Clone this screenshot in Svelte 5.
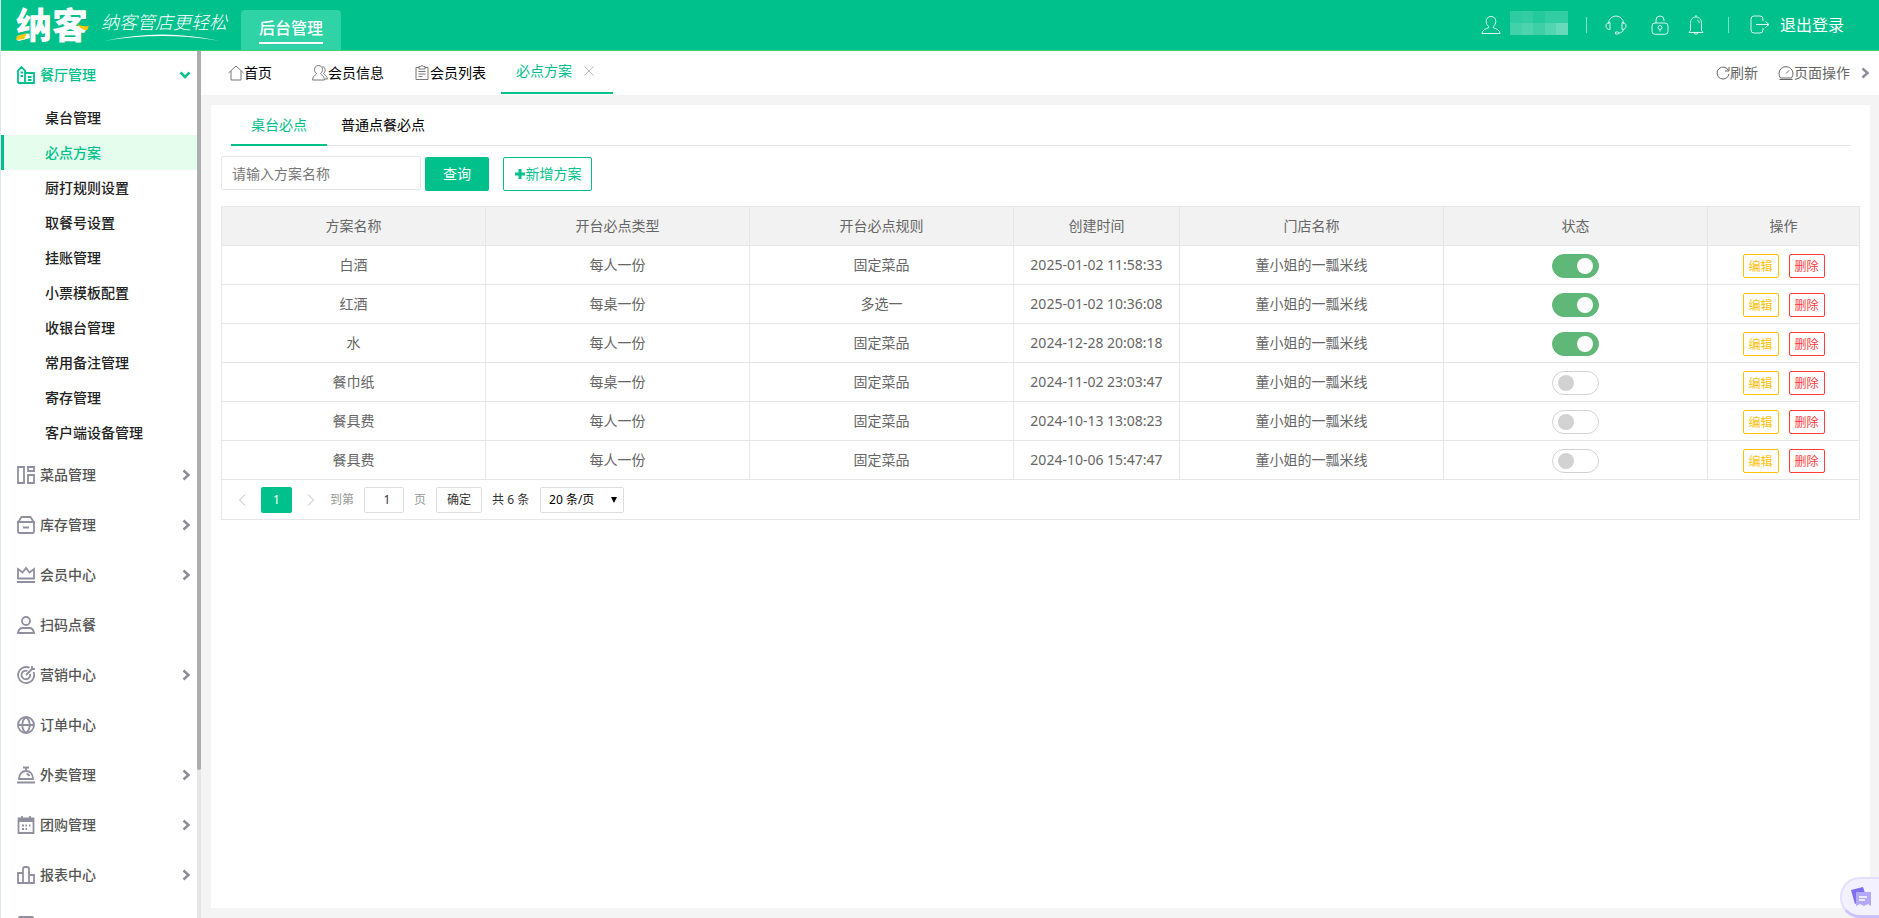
<script lang="ts">
  interface Plan {
    name: string;
    type: string;
    rule: string;
    created: string;
    enabled: boolean;
  }

  const shop = '董小姐的一瓢米线';

  const subMenus = [
    '桌台管理',
    '必点方案',
    '厨打规则设置',
    '取餐号设置',
    '挂账管理',
    '小票模板配置',
    '收银台管理',
    '常用备注管理',
    '寄存管理',
    '客户端设备管理'
  ];

  const menus = [
    { label: '菜品管理', icon: 'dish', more: true },
    { label: '库存管理', icon: 'stock', more: true },
    { label: '会员中心', icon: 'crown', more: true },
    { label: '扫码点餐', icon: 'person', more: false },
    { label: '营销中心', icon: 'target', more: true },
    { label: '订单中心', icon: 'globe', more: false },
    { label: '外卖管理', icon: 'bell', more: true },
    { label: '团购管理', icon: 'calendar', more: true },
    { label: '报表中心', icon: 'chart', more: true },
    { label: '', icon: 'box', more: false }
  ];

  const columns = ['方案名称', '开台必点类型', '开台必点规则', '创建时间', '门店名称', '状态', '操作'];

  let plans: Plan[] = $state([
    { name: '白酒', type: '每人一份', rule: '固定菜品', created: '2025-01-02 11:58:33', enabled: true },
    { name: '红酒', type: '每桌一份', rule: '多选一', created: '2025-01-02 10:36:08', enabled: true },
    { name: '水', type: '每人一份', rule: '固定菜品', created: '2024-12-28 20:08:18', enabled: true },
    { name: '餐巾纸', type: '每桌一份', rule: '固定菜品', created: '2024-11-02 23:03:47', enabled: false },
    { name: '餐具费', type: '每人一份', rule: '固定菜品', created: '2024-10-13 13:08:23', enabled: false },
    { name: '餐具费', type: '每人一份', rule: '固定菜品', created: '2024-10-06 15:47:47', enabled: false }
  ]);

  let activeSub = $state('必点方案');
  let activePane = $state('桌台必点');
  let keyword = $state('');
  let pageNo = $state('1');

  // opacity of the cells that mask the account name
  const mask = [0.18, 0.2, 0.14, 0.2, 0.2, 0.26, 0.3, 0.24, 0.32, 0.4];
</script>

<div class="page">
  <header class="topbar">
    <div class="brand">
      <span class="logo">
        纳客
        <svg class="logo-accent" viewBox="0 0 74 32" width="74" height="32">
          <path d="M1 26 L11 23 L8 29 L0 30 Z" />
          <path d="M61 14 Q66 17 73 16 L71 20 Q65 20 61 14 Z" />
        </svg>
      </span>
      <span class="slogan">
        纳客管店更轻松
        <svg viewBox="0 0 118 8" width="118" height="8">
          <path d="M0 7 Q58 -6 116 7 Q58 -3 0 7 Z" />
        </svg>
      </span>
    </div>
    <a class="module" href="#admin"><span>后台管理</span></a>
    <div class="tools">
      <button class="user" aria-label="账号">
        <svg viewBox="0 0 20 20" width="20" height="20">
          <path d="M10 1.500c3 0 4.800 2 4.800 4.900 0 2.200-1.100 4.200-2.500 5.100v1.300c3 .8 6 2 6.900 5.700H.8c.9-3.700 3.900-4.900 6.900-5.700v-1.300C6.300 10.600 5.200 8.600 5.200 6.400c0-2.900 1.800-4.900 4.800-4.900z" />
        </svg>
        <span class="mask">
          {#each mask as alpha}
            <i style="opacity: {alpha}"></i>
          {/each}
        </span>
      </button>
      <span class="divider"></span>
      <button class="headset" aria-label="客服">
        <svg viewBox="0 0 22 20" width="22" height="20">
          <path d="M3.500 9V8.500a7.500 7.500 0 0 1 15 0V9M5 7.500v7c-2.500 0-4-1.200-4-3.500s1.500-3.500 4-3.500zM17 7.500v7c2.500 0 4-1.200 4-3.500s-1.500-3.500-4-3.500zM18.500 14.500c-.5 2.200-2.300 3.400-4.800 3.600" />
          <path d="M10.500 17h2.300c1.400 0 1.400 2 0 2h-2.300z" />
        </svg>
      </button>
      <button class="lock" aria-label="锁屏">
        <svg viewBox="0 0 18 20" width="18" height="20">
          <rect x="1" y="8" width="16" height="11.300" rx="3" />
          <path d="M5 8V5a4 4 0 0 1 8 0v1" />
          <circle cx="9" cy="12.500" r="2" />
          <path d="M9 14.500v2" />
        </svg>
      </button>
      <button class="notice" aria-label="消息">
        <svg viewBox="0 0 18 20" width="18" height="20">
          <path d="M9 0v2M3.500 16V8.500C3.500 4.500 5.500 2 9 2s5.500 2.500 5.500 6.500V16l1.700 1.500H1.800zM7 18c.5 1.500 3.500 1.500 4 0" />
          <path d="M10.500 5c1 .6 1.600 1.500 1.700 3" />
        </svg>
      </button>
      <span class="divider"></span>
      <button class="logout">
        <svg viewBox="0 0 20 20" width="20" height="20">
          <path d="M13 6V4a3 3 0 0 0-3-3H4a3 3 0 0 0-3 3v11a3 3 0 0 0 3 3h6a3 3 0 0 0 3-3v-2M6 9.500h13M15.500 6.500l3.500 3-3.500 3" />
        </svg>
        退出登录
      </button>
    </div>
  </header>

  <div class="body">
    <aside class="sidebar">
      <nav class="menu">
        <button class="menu-item open">
          <svg class="menu-icon" viewBox="0 0 18 18" width="18" height="18">
            <path d="M1 17V4.500L4.500 1 8 4.500V17M1 17h16V7H8M3.500 6.500H6M3.500 10H6M11 11h3.500M11 14h3.500" />
          </svg>
          <span>餐厅管理</span>
          <svg class="arrow" viewBox="0 0 12 12" width="12" height="12"><path d="M1.500 3.500 6 8l4.500-4.500" /></svg>
        </button>
        {#each subMenus as sub}
          <a
            class="sub-item"
            class:active={sub === activeSub}
            href="#{sub}"
            onclick={() => (activeSub = sub)}
          >{sub}</a>
        {/each}
        {#each menus as menu}
          <button class="menu-item" aria-label={menu.label || '更多'}>
            <svg class="menu-icon" viewBox="0 0 18 18" width="18" height="18">
              {#if menu.icon === 'dish'}
                <path d="M1 1h6v16H1zM11 1h6v4h-6zM11 9h6v8h-6z" />
              {:else if menu.icon === 'stock'}
                <path d="M1 6.500 4.500 1h9L17 6.500M1 6h16v9.500q0 1.500-1.500 1.500h-13Q1 17 1 15.500zM6 11.500h6" />
              {:else if menu.icon === 'crown'}
                <path d="M1 12.500V3l4.500 3.500L9 2l3.500 4.500L17 3v9.500zM0 16h18" />
              {:else if menu.icon === 'person'}
                <circle cx="9" cy="5" r="4" />
                <path d="M1 17c.5-3.500 2.500-5 5-5h6c2.500 0 4.500 1.500 5 5z" />
              {:else if menu.icon === 'target'}
                <path d="M12.500 1.800A8 8 0 1 0 16.500 6M10.500 5A4.300 4.300 0 1 0 13 8M9 9l6-6M15 0v3h3" />
              {:else if menu.icon === 'globe'}
                <circle cx="9" cy="9" r="8" />
                <path d="M1 9h16M9 1c-5 4-5 12 0 16M9 1c5 4 5 12 0 16" />
              {:else if menu.icon === 'bell'}
                <path d="M2 13c0-5 3-8 7-8s7 3 7 8zM0 16.500h18M9 5V1.500M6 1.500h6M9.500 8c1.500 0 2.500 1 3 2" />
              {:else if menu.icon === 'calendar'}
                <path d="M1.500 2.500h15V17h-15zM1.500 5h15M5 0v4M13 0v4M1.500 3.500h15" />
                <path d="M5 9.500h2M8.500 9.500h1.500M12 9.500h1.500M5 13h2M8.500 13h1.500" />
              {:else if menu.icon === 'chart'}
                <path d="M1 7h5v10H1zM6 17V3q0-2 2-2h2q2 0 2 2v14zM12 9h5v8h-5z" />
              {:else}
                <rect x="2" y="1" width="14" height="16" rx="1" />
              {/if}
            </svg>
            <span>{menu.label}</span>
            {#if menu.more}
              <svg class="arrow" viewBox="0 0 12 12" width="12" height="12"><path d="M4.500 1.500 9.500 6l-5 4.500" /></svg>
            {/if}
          </button>
        {/each}
      </nav>
      <div class="scrollbar"><div class="thumb"></div></div>
    </aside>

    <main class="main">
      <div class="tabbar">
        <a class="tab" href="#home">
          <svg viewBox="0 0 16 16" width="16" height="16"><path d="M.5 8 8 1l7.500 7M3 6v9h10V6" /></svg>首页
        </a>
        <a class="tab" href="#member">
          <svg viewBox="0 0 16 16" width="16" height="16"><path d="M6.500.5c2.500 0 4 1.800 4 4 0 1.800-.8 3.200-2 4 0 1.500 3.500 1.500 4 6.500H.5c.5-5 4-5 4-6.500-1.200-.8-2-2.200-2-4 0-2.200 1.500-4 4-4zM10.500 1.500c3 .5 3.500 5 1 7 .5 1.500 3 1.500 4 5.500h-2.500" /></svg>会员信息
        </a>
        <a class="tab" href="#members">
          <svg viewBox="0 0 16 16" width="16" height="16"><path d="M5 2.500H2v12h12v-12h-3M5 1.500h1.500L8 .5l1.500 1H11V4H5zM4.500 6.500h7M4.500 9h7M4.500 11.500h4" /></svg>会员列表
        </a>
        <div class="tab current">
          <a href="#plan">必点方案</a>
          <button class="close" aria-label="关闭">
            <svg viewBox="0 0 12 12" width="12" height="12"><path d="M1.500 1.500l9 9M10.500 1.500l-9 9" /></svg>
          </button>
        </div>
        <div class="page-tools">
          <button>
            <svg viewBox="0 0 14 14" width="14" height="14"><path d="M12.500 4.500A6 6 0 1 0 13 8M13 1v4H9" /></svg>刷新
          </button>
          <button>
            <svg viewBox="0 0 16 16" width="16" height="16"><path d="M2.500 13A7 7 0 1 1 13.500 13zM8 8.500l3-3M1.500 14.500h13" /></svg>页面操作
          </button>
          <button class="next-tabs" aria-label="更多标签">
            <svg class="arrow" viewBox="0 0 12 12" width="12" height="12"><path d="M4.500 1.500 9.500 6l-5 4.500" /></svg>
          </button>
        </div>
      </div>

      <section class="card">
        <div class="pane-tabs">
          {#each ['桌台必点', '普通点餐必点'] as pane}
            <button class:active={pane === activePane} onclick={() => (activePane = pane)}>{pane}</button>
          {/each}
        </div>

        <div class="filters">
          <input type="text" aria-label="方案名称" placeholder="请输入方案名称" bind:value={keyword} />
          <button class="search">查询</button>
          <button class="add">
            <svg viewBox="0 0 12 12" width="12" height="12"><path d="M6 1v10M1 6h10" /></svg>新增方案
          </button>
        </div>

        <div class="grid">
          <table>
            <colgroup>
              <col /><col /><col /><col class="col-time" /><col /><col /><col class="col-action" />
            </colgroup>
            <thead>
              <tr>
                {#each columns as column}
                  <th>{column}</th>
                {/each}
              </tr>
            </thead>
            <tbody>
              {#each plans as plan}
                <tr>
                  <td>{plan.name}</td>
                  <td>{plan.type}</td>
                  <td>{plan.rule}</td>
                  <td>{plan.created}</td>
                  <td>{shop}</td>
                  <td>
                    <input class="switch" type="checkbox" aria-label="{plan.name}状态" bind:checked={plan.enabled} />
                  </td>
                  <td>
                    <div class="actions">
                      <button class="edit">编辑</button>
                      <button class="remove">删除</button>
                    </div>
                  </td>
                </tr>
              {/each}
            </tbody>
          </table>

          <div class="pager">
            <button class="step" aria-label="上一页">
              <svg viewBox="0 0 8 14" width="8" height="14"><path d="M7 1.500 1.500 7 7 12.500" /></svg>
            </button>
            <button class="num">1</button>
            <button class="step" aria-label="下一页">
              <svg viewBox="0 0 8 14" width="8" height="14"><path d="M1 1.500 6.500 7 1 12.500" /></svg>
            </button>
            <label class="jump">到第 <input type="text" bind:value={pageNo} /> 页</label>
            <button class="confirm">确定</button>
            <span class="total">共 6 条</span>
            <span class="size">
              <select aria-label="每页条数">
                <option>20 条/页</option>
                <option>50 条/页</option>
              </select>
            </span>
          </div>
        </div>
      </section>
    </main>
  </div>

  <button class="assistant" aria-label="助手">
    <svg viewBox="0 0 22 22" width="22" height="22">
      <path d="M1 4 13 1l4 12-12 5z" fill="#7d6ff0" />
      <path d="M6 6h15v14l-3-2-4 2-4-2-4 2z" fill="#b3a8fa" />
      <path d="M9 11h8M9 14h6" stroke="#fff" stroke-width="1.500" />
    </svg>
  </button>
</div>

<style>
  :global(body) {
    background: #f4f4f4;
  }

  .page {
    --green: #00c18c;
    --line: #e6e6e6;
    display: flex;
    flex-direction: column;
    box-sizing: border-box;
    height: 100vh;
    border-left: 1px solid #dde4ef;
    overflow: hidden;
    font-family: "Noto Sans", "Noto Sans CJK SC", sans-serif;
    font-size: 14px;
    line-height: 20px;
    color: #666;
  }

  button,
  input,
  select {
    box-sizing: border-box;
    margin: 0;
    padding: 0;
    border: none;
    background: none;
    font: inherit;
    color: inherit;
    outline: none;
  }

  button {
    cursor: pointer;
  }

  a {
    color: inherit;
    text-decoration: none;
  }

  svg {
    fill: none;
    stroke: currentColor;
    flex: none;
  }

  /* top bar */
  .topbar {
    position: relative;
    z-index: 1;
    display: flex;
    flex: none;
    height: 50px;
    background: var(--green);
    box-shadow: 0 1px 0 #43d07a;
    color: #fff;
  }

  .brand {
    display: flex;
    width: 240px;
    white-space: nowrap;
  }

  .logo {
    position: relative;
    width: 74px;
    margin: 10px 0 0 15px;
    font-size: 36px;
    font-weight: 900;
    line-height: 32px;
  }

  .logo-accent {
    position: absolute;
    inset: 0;
    fill: #fdc800;
    stroke: none;
  }

  .slogan {
    display: flex;
    flex-direction: column;
    gap: 2px;
    margin: 12px 0 0 11px;
    font-size: 18px;
    font-style: italic;
    font-weight: 300;
    line-height: 20px;
  }

  .slogan svg {
    margin-left: 3px;
    fill: #fff;
    stroke: none;
  }

  .module {
    display: flex;
    justify-content: center;
    width: 100px;
    margin-top: 10px;
    border-radius: 4px 4px 0 0;
    background: #30d3a6;
    font-size: 16px;
    font-weight: 500;
  }

  .module span {
    height: 32px;
    border-bottom: 2px solid #fff;
    line-height: 36px;
  }

  .tools {
    display: flex;
    align-items: center;
    margin-left: auto;
    padding-right: 35px;
  }

  .tools svg {
    opacity: 0.85;
  }

  .user {
    display: flex;
    align-items: center;
    gap: 9px;
  }

  .mask {
    display: grid;
    grid-template-columns: repeat(5, 1fr);
    grid-template-rows: 12px 12px;
    width: 58px;
    margin-bottom: 4px;
  }

  .mask i {
    background: #fff;
  }

  .divider {
    width: 1px;
    height: 16px;
    margin: 0 18px;
    background: rgba(255, 255, 255, 0.5);
  }

  .headset,
  .lock,
  .notice,
  .logout {
    display: flex;
    align-items: center;
  }

  .lock {
    margin-left: 24px;
  }

  .notice {
    margin: 0 5px 0 18px;
  }

  .logout {
    gap: 10px;
    margin-left: 3px;
    font-size: 16px;
  }

  /* left menu */
  .body {
    display: flex;
    flex: 1;
    min-height: 0;
  }

  .sidebar {
    display: flex;
    width: 200px;
    flex: none;
    overflow: hidden;
    background: #fff;
  }

  .menu {
    display: flex;
    flex-direction: column;
    flex: 1;
  }

  .menu-item {
    display: flex;
    align-items: center;
    flex: none;
    gap: 5px;
    height: 50px;
    padding: 0 6px 0 16px;
    color: #555;
    font-weight: 500;
  }

  .menu-item.open {
    color: var(--green);
  }

  .menu-icon {
    color: #8f8f9f;
    stroke-width: 1.800;
  }

  .open .menu-icon {
    color: inherit;
  }

  .arrow {
    margin-left: auto;
    color: #8d8d9b;
    stroke-width: 2.500;
  }

  .open .arrow {
    color: inherit;
  }

  .sub-item {
    flex: none;
    height: 35px;
    padding-left: 41px;
    border-left: 3px solid transparent;
    color: #222;
    font-weight: 500;
    line-height: 35px;
  }

  .sub-item.active {
    border-color: var(--green);
    background: #e5fdec;
    color: var(--green);
  }

  .scrollbar {
    width: 4px;
    background: #e6e6e6;
  }

  .thumb {
    height: 83%;
    border-radius: 0 0 2px 2px;
    background: #adadad;
  }

  /* opened pages */
  .main {
    display: flex;
    flex-direction: column;
    flex: 1;
    min-width: 0;
  }

  .tabbar {
    display: flex;
    align-items: center;
    flex: none;
    height: 45px;
    padding-left: 27px;
    background: #fff;
  }

  .tab {
    display: flex;
    align-items: center;
    margin-right: 40px;
    color: #000;
  }

  .tab + .tab {
    margin-right: 30px;
  }

  .tab svg,
  .page-tools svg {
    stroke-width: 1;
  }

  .tab > svg {
    color: #777;
  }

  .tabbar .current {
    align-self: stretch;
    gap: 11px;
    margin: 0 0 1px -15px;
    padding: 0 18px 0 15px;
    border-bottom: 2px solid var(--green);
    color: var(--green);
  }

  .close {
    display: flex;
    color: #bbb;
  }

  .page-tools {
    display: flex;
    align-items: center;
    gap: 20px;
    margin-left: auto;
    padding-right: 9px;
  }

  .page-tools button {
    display: flex;
    align-items: center;
  }

  .page-tools .next-tabs {
    margin-left: -12px;
  }

  .next-tabs svg {
    stroke-width: 2.500;
  }

  /* content */
  .card {
    flex: 1;
    margin: 10px 9px 10px 10px;
    padding: 0 10px;
    background: #fff;
  }

  .pane-tabs {
    display: flex;
    height: 40px;
    margin: 0 9px 0 10px;
    border-bottom: 1px solid var(--line);
  }

  .pane-tabs button {
    height: 41px;
    padding: 0 14px 2px;
    color: #000;
  }

  .pane-tabs button.active {
    padding: 0 20px 2px;
    box-shadow: inset 0 -2px 0 var(--green);
    color: var(--green);
  }

  .filters {
    display: flex;
    align-items: flex-start;
    margin: 10px 0 15px;
  }

  .filters input {
    width: 200px;
    height: 34px;
    padding-left: 10px;
    border: 1px solid var(--line);
    border-radius: 2px;
  }

  .filters input::placeholder {
    color: #777;
  }

  .filters button {
    height: 34px;
    margin-top: 1px;
    border-radius: 2px;
  }

  .search {
    width: 64px;
    margin-left: 4px;
    background: var(--green);
    color: #fff;
  }

  .add {
    display: flex;
    align-items: center;
    justify-content: center;
    width: 89px;
    margin-left: 14px;
    border: 1px solid var(--green);
    color: var(--green);
  }

  .add svg {
    stroke-width: 3;
  }

  table {
    width: 100%;
    border-collapse: collapse;
    table-layout: fixed;
  }

  .col-time {
    width: 166px;
  }

  .col-action {
    width: 152px;
  }

  th,
  td {
    height: 38px;
    padding: 0;
    border: 1px solid var(--line);
    font-weight: 400;
    text-align: center;
  }

  th {
    background: #f2f2f2;
  }

  .switch {
    display: block;
    width: 47px;
    height: 24px;
    margin: 2px auto 0;
    padding: 3px 5px;
    border: 1px solid #d2d2d2;
    border-radius: 12px;
    appearance: none;
    cursor: pointer;
  }

  .switch::before {
    content: '';
    display: block;
    width: 16px;
    height: 16px;
    border-radius: 8px;
    background: #d2d2d2;
  }

  .switch:checked {
    border-color: #5fb878;
    background: #5fb878;
  }

  .switch:checked::before {
    margin-left: auto;
    background: #fff;
  }

  .actions {
    display: flex;
    justify-content: center;
    gap: 10px;
    padding-top: 2px;
  }

  .actions button {
    width: 36px;
    height: 24px;
    padding-top: 2px;
    border: 1px solid;
    border-radius: 2px;
    font-size: 12px;
    line-height: 18px;
  }

  .actions .edit {
    color: #ffc107;
  }

  .actions .remove {
    color: #ff3b3b;
  }

  .pager {
    display: flex;
    align-items: center;
    height: 39px;
    padding-left: 16px;
    border: 1px solid var(--line);
    border-top: none;
    font-size: 12px;
  }

  .pager button,
  .pager input,
  .pager select {
    height: 26px;
    border-radius: 2px;
  }

  .step {
    display: flex;
    align-items: center;
    color: #bbb;
  }

  .num {
    width: 31px;
    margin: 0 15px;
    background: var(--green);
    color: #fff;
  }

  .jump {
    display: flex;
    align-items: center;
    gap: 10px;
    margin-left: 15px;
    color: #999;
  }

  .jump input {
    width: 40px;
    padding-left: 6px;
    border: 1px solid #ddd;
    color: #333;
    text-align: center;
  }

  .confirm {
    width: 46px;
    margin: 0 10px;
    border: 1px solid #ddd;
    color: #333;
  }

  .total {
    width: 38px;
    color: #333;
    white-space: nowrap;
  }

  .size {
    position: relative;
    margin-left: 10px;
  }

  .size select {
    display: block;
    width: 84px;
    padding-left: 8px;
    border: 1px solid #ddd;
    color: #000;
    appearance: none;
  }

  .size::after {
    content: '';
    position: absolute;
    top: 10px;
    right: 7px;
    border: 3px solid transparent;
    border-top: 6px solid #000;
    border-bottom: none;
    pointer-events: none;
  }

  .assistant {
    position: fixed;
    right: 0;
    bottom: 0;
    display: flex;
    align-items: center;
    width: 39px;
    height: 41px;
    padding-left: 8px;
    border: 2px solid #e4dffd;
    border-right: none;
    border-bottom: 3px solid #cdc3fb;
    border-radius: 20px 0 0 20px;
    background: #f3f1ff;
  }

  .assistant svg {
    stroke: none;
  }
</style>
___
Without any pictures, reproduce the lines from the first one in the material through the line that has "const shop = '董小姐的一瓢米线';", exactly as they appear.

Clone this screenshot in Svelte 5.
<script lang="ts">
  interface Plan {
    name: string;
    type: string;
    rule: string;
    created: string;
    enabled: boolean;
  }

  const shop = '董小姐的一瓢米线';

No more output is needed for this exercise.